• EXERCISE DESCRIPTION: Render the material again word for word, skipping the pictures in it.

════════════════

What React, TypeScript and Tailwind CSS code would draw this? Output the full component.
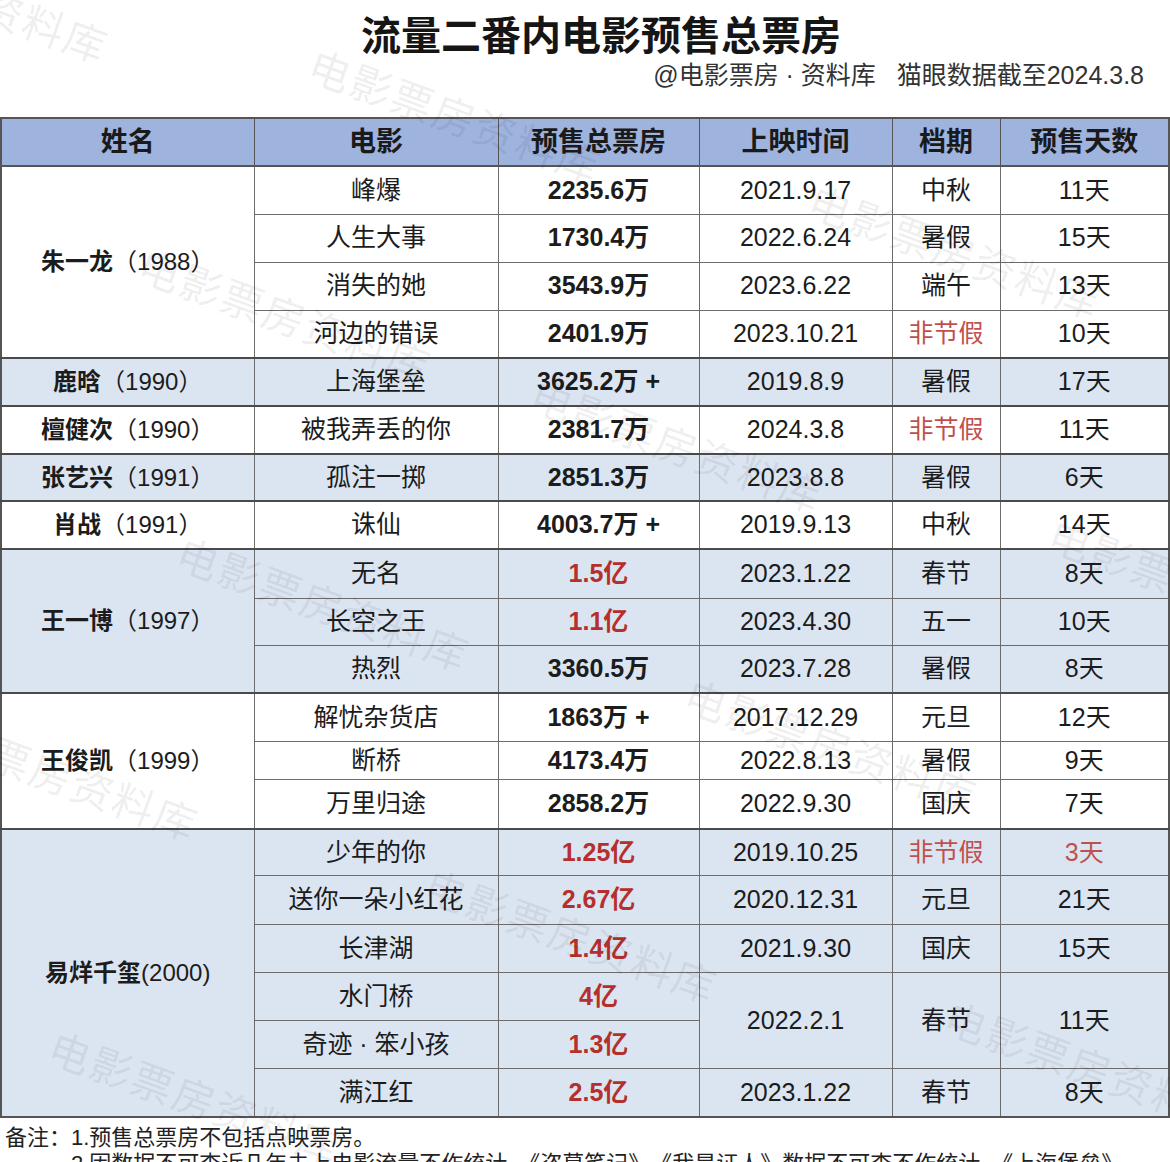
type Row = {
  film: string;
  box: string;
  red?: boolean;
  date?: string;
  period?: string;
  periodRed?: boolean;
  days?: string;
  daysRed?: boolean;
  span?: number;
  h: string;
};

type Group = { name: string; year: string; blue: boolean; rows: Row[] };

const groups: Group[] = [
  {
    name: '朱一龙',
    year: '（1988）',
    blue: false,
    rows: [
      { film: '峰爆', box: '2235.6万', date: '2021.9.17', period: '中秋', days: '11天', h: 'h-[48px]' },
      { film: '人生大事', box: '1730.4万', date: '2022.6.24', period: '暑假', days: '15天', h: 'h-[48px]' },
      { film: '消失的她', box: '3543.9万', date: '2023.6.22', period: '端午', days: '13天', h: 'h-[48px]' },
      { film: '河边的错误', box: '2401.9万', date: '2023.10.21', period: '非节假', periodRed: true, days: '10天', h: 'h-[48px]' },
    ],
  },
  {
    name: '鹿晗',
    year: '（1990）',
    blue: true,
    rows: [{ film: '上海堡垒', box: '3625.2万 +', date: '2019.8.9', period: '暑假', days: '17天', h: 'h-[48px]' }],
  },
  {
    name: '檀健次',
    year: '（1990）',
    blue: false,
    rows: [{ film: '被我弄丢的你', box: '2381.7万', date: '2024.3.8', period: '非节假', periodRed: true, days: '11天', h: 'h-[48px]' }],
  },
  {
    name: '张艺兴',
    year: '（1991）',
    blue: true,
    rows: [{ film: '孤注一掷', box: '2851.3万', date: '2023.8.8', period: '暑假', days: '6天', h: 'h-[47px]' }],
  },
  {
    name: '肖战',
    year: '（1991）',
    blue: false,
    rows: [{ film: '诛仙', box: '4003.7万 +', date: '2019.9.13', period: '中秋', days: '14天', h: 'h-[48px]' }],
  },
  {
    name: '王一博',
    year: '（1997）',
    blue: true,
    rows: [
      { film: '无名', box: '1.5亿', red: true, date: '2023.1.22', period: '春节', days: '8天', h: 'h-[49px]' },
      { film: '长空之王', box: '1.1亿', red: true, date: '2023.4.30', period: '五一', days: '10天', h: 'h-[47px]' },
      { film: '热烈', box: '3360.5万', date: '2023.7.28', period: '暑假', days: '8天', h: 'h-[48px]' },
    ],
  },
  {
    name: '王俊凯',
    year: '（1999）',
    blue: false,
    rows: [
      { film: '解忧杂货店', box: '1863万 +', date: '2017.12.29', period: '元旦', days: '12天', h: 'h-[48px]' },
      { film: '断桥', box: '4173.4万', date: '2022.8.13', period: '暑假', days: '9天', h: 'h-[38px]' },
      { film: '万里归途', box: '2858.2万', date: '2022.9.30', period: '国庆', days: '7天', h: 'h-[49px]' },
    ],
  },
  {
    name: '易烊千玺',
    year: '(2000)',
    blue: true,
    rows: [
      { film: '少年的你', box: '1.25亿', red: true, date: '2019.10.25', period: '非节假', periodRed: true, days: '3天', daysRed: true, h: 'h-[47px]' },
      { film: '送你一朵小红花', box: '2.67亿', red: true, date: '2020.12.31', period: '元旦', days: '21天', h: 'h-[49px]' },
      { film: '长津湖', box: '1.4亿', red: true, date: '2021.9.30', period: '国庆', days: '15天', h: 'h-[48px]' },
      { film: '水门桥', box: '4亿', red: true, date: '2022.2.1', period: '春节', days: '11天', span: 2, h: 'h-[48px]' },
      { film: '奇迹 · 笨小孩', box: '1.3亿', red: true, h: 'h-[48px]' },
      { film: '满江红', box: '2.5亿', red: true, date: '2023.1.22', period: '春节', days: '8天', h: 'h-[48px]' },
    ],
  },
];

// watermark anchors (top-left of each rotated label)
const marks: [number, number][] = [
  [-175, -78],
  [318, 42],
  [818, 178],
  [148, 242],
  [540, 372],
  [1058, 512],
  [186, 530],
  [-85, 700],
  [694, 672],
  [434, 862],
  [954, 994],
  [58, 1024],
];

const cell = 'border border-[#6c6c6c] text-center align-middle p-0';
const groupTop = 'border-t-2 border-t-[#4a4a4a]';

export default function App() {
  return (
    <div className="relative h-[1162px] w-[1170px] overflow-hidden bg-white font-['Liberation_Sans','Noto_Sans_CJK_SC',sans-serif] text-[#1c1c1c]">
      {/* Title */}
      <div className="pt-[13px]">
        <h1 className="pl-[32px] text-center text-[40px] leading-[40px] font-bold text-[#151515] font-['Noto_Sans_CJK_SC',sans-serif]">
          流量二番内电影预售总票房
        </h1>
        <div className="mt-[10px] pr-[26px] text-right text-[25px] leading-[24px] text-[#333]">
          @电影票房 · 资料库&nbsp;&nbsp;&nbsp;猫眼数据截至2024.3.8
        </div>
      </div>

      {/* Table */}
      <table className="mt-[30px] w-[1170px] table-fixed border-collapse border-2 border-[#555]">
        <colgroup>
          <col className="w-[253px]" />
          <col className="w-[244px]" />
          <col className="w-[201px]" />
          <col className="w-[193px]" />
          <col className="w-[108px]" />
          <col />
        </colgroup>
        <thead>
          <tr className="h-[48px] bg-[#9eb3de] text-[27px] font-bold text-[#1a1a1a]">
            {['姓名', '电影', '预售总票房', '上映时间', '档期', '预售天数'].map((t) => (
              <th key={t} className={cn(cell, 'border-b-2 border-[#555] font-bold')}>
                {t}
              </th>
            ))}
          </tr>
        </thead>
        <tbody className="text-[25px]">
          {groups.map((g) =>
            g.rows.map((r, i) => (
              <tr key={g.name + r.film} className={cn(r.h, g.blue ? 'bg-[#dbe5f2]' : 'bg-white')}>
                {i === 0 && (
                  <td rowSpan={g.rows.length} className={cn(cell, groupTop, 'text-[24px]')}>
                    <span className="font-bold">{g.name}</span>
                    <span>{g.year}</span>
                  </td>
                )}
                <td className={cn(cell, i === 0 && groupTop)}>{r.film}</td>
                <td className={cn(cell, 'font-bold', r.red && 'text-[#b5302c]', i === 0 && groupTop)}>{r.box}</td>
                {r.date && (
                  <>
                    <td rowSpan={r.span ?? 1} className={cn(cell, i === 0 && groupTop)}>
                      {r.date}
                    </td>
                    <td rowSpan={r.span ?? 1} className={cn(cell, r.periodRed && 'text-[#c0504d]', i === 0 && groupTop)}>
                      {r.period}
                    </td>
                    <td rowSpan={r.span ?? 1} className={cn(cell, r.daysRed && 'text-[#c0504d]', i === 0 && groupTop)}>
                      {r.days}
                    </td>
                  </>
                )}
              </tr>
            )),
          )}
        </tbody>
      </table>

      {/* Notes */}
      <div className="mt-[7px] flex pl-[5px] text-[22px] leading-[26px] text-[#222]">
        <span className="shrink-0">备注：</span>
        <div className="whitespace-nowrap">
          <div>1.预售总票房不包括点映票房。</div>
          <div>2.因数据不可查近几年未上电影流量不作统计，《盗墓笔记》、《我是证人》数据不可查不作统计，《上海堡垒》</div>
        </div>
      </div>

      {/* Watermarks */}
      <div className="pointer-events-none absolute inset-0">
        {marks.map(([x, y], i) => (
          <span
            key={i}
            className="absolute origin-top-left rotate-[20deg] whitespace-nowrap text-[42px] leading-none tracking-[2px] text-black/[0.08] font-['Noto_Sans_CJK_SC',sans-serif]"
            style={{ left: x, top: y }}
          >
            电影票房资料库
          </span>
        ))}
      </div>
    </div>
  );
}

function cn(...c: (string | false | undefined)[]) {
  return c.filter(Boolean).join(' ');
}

════════════════

• WRITTEN ANSWER:
What React, TypeScript and Tailwind CSS code would draw this? Output the full component.
type Row = {
  film: string;
  box: string;
  red?: boolean;
  date?: string;
  period?: string;
  periodRed?: boolean;
  days?: string;
  daysRed?: boolean;
  span?: number;
  h: string;
};

type Group = { name: string; year: string; blue: boolean; rows: Row[] };

const groups: Group[] = [
  {
    name: '朱一龙',
    year: '（1988）',
    blue: false,
    rows: [
      { film: '峰爆', box: '2235.6万', date: '2021.9.17', period: '中秋', days: '11天', h: 'h-[48px]' },
      { film: '人生大事', box: '1730.4万', date: '2022.6.24', period: '暑假', days: '15天', h: 'h-[48px]' },
      { film: '消失的她', box: '3543.9万', date: '2023.6.22', period: '端午', days: '13天', h: 'h-[48px]' },
      { film: '河边的错误', box: '2401.9万', date: '2023.10.21', period: '非节假', periodRed: true, days: '10天', h: 'h-[48px]' },
    ],
  },
  {
    name: '鹿晗',
    year: '（1990）',
    blue: true,
    rows: [{ film: '上海堡垒', box: '3625.2万 +', date: '2019.8.9', period: '暑假', days: '17天', h: 'h-[48px]' }],
  },
  {
    name: '檀健次',
    year: '（1990）',
    blue: false,
    rows: [{ film: '被我弄丢的你', box: '2381.7万', date: '2024.3.8', period: '非节假', periodRed: true, days: '11天', h: 'h-[48px]' }],
  },
  {
    name: '张艺兴',
    year: '（1991）',
    blue: true,
    rows: [{ film: '孤注一掷', box: '2851.3万', date: '2023.8.8', period: '暑假', days: '6天', h: 'h-[47px]' }],
  },
  {
    name: '肖战',
    year: '（1991）',
    blue: false,
    rows: [{ film: '诛仙', box: '4003.7万 +', date: '2019.9.13', period: '中秋', days: '14天', h: 'h-[48px]' }],
  },
  {
    name: '王一博',
    year: '（1997）',
    blue: true,
    rows: [
      { film: '无名', box: '1.5亿', red: true, date: '2023.1.22', period: '春节', days: '8天', h: 'h-[49px]' },
      { film: '长空之王', box: '1.1亿', red: true, date: '2023.4.30', period: '五一', days: '10天', h: 'h-[47px]' },
      { film: '热烈', box: '3360.5万', date: '2023.7.28', period: '暑假', days: '8天', h: 'h-[48px]' },
    ],
  },
  {
    name: '王俊凯',
    year: '（1999）',
    blue: false,
    rows: [
      { film: '解忧杂货店', box: '1863万 +', date: '2017.12.29', period: '元旦', days: '12天', h: 'h-[48px]' },
      { film: '断桥', box: '4173.4万', date: '2022.8.13', period: '暑假', days: '9天', h: 'h-[38px]' },
      { film: '万里归途', box: '2858.2万', date: '2022.9.30', period: '国庆', days: '7天', h: 'h-[49px]' },
    ],
  },
  {
    name: '易烊千玺',
    year: '(2000)',
    blue: true,
    rows: [
      { film: '少年的你', box: '1.25亿', red: true, date: '2019.10.25', period: '非节假', periodRed: true, days: '3天', daysRed: true, h: 'h-[47px]' },
      { film: '送你一朵小红花', box: '2.67亿', red: true, date: '2020.12.31', period: '元旦', days: '21天', h: 'h-[49px]' },
      { film: '长津湖', box: '1.4亿', red: true, date: '2021.9.30', period: '国庆', days: '15天', h: 'h-[48px]' },
      { film: '水门桥', box: '4亿', red: true, date: '2022.2.1', period: '春节', days: '11天', span: 2, h: 'h-[48px]' },
      { film: '奇迹 · 笨小孩', box: '1.3亿', red: true, h: 'h-[48px]' },
      { film: '满江红', box: '2.5亿', red: true, date: '2023.1.22', period: '春节', days: '8天', h: 'h-[48px]' },
    ],
  },
];

// watermark anchors (top-left of each rotated label)
const marks: [number, number][] = [
  [-175, -78],
  [318, 42],
  [818, 178],
  [148, 242],
  [540, 372],
  [1058, 512],
  [186, 530],
  [-85, 700],
  [694, 672],
  [434, 862],
  [954, 994],
  [58, 1024],
];

const cell = 'border border-[#6c6c6c] text-center align-middle p-0';
const groupTop = 'border-t-2 border-t-[#4a4a4a]';

export default function App() {
  return (
    <div className="relative h-[1162px] w-[1170px] overflow-hidden bg-white font-['Liberation_Sans','Noto_Sans_CJK_SC',sans-serif] text-[#1c1c1c]">
      {/* Title */}
      <div className="pt-[13px]">
        <h1 className="pl-[32px] text-center text-[40px] leading-[40px] font-bold text-[#151515] font-['Noto_Sans_CJK_SC',sans-serif]">
          流量二番内电影预售总票房
        </h1>
        <div className="mt-[10px] pr-[26px] text-right text-[25px] leading-[24px] text-[#333]">
          @电影票房 · 资料库&nbsp;&nbsp;&nbsp;猫眼数据截至2024.3.8
        </div>
      </div>

      {/* Table */}
      <table className="mt-[30px] w-[1170px] table-fixed border-collapse border-2 border-[#555]">
        <colgroup>
          <col className="w-[253px]" />
          <col className="w-[244px]" />
          <col className="w-[201px]" />
          <col className="w-[193px]" />
          <col className="w-[108px]" />
          <col />
        </colgroup>
        <thead>
          <tr className="h-[48px] bg-[#9eb3de] text-[27px] font-bold text-[#1a1a1a]">
            {['姓名', '电影', '预售总票房', '上映时间', '档期', '预售天数'].map((t) => (
              <th key={t} className={cn(cell, 'border-b-2 border-[#555] font-bold')}>
                {t}
              </th>
            ))}
          </tr>
        </thead>
        <tbody className="text-[25px]">
          {groups.map((g) =>
            g.rows.map((r, i) => (
              <tr key={g.name + r.film} className={cn(r.h, g.blue ? 'bg-[#dbe5f2]' : 'bg-white')}>
                {i === 0 && (
                  <td rowSpan={g.rows.length} className={cn(cell, groupTop, 'text-[24px]')}>
                    <span className="font-bold">{g.name}</span>
                    <span>{g.year}</span>
                  </td>
                )}
                <td className={cn(cell, i === 0 && groupTop)}>{r.film}</td>
                <td className={cn(cell, 'font-bold', r.red && 'text-[#b5302c]', i === 0 && groupTop)}>{r.box}</td>
                {r.date && (
                  <>
                    <td rowSpan={r.span ?? 1} className={cn(cell, i === 0 && groupTop)}>
                      {r.date}
                    </td>
                    <td rowSpan={r.span ?? 1} className={cn(cell, r.periodRed && 'text-[#c0504d]', i === 0 && groupTop)}>
                      {r.period}
                    </td>
                    <td rowSpan={r.span ?? 1} className={cn(cell, r.daysRed && 'text-[#c0504d]', i === 0 && groupTop)}>
                      {r.days}
                    </td>
                  </>
                )}
              </tr>
            )),
          )}
        </tbody>
      </table>

      {/* Notes */}
      <div className="mt-[7px] flex pl-[5px] text-[22px] leading-[26px] text-[#222]">
        <span className="shrink-0">备注：</span>
        <div className="whitespace-nowrap">
          <div>1.预售总票房不包括点映票房。</div>
          <div>2.因数据不可查近几年未上电影流量不作统计，《盗墓笔记》、《我是证人》数据不可查不作统计，《上海堡垒》</div>
        </div>
      </div>

      {/* Watermarks */}
      <div className="pointer-events-none absolute inset-0">
        {marks.map(([x, y], i) => (
          <span
            key={i}
            className="absolute origin-top-left rotate-[20deg] whitespace-nowrap text-[42px] leading-none tracking-[2px] text-black/[0.08] font-['Noto_Sans_CJK_SC',sans-serif]"
            style={{ left: x, top: y }}
          >
            电影票房资料库
          </span>
        ))}
      </div>
    </div>
  );
}

function cn(...c: (string | false | undefined)[]) {
  return c.filter(Boolean).join(' ');
}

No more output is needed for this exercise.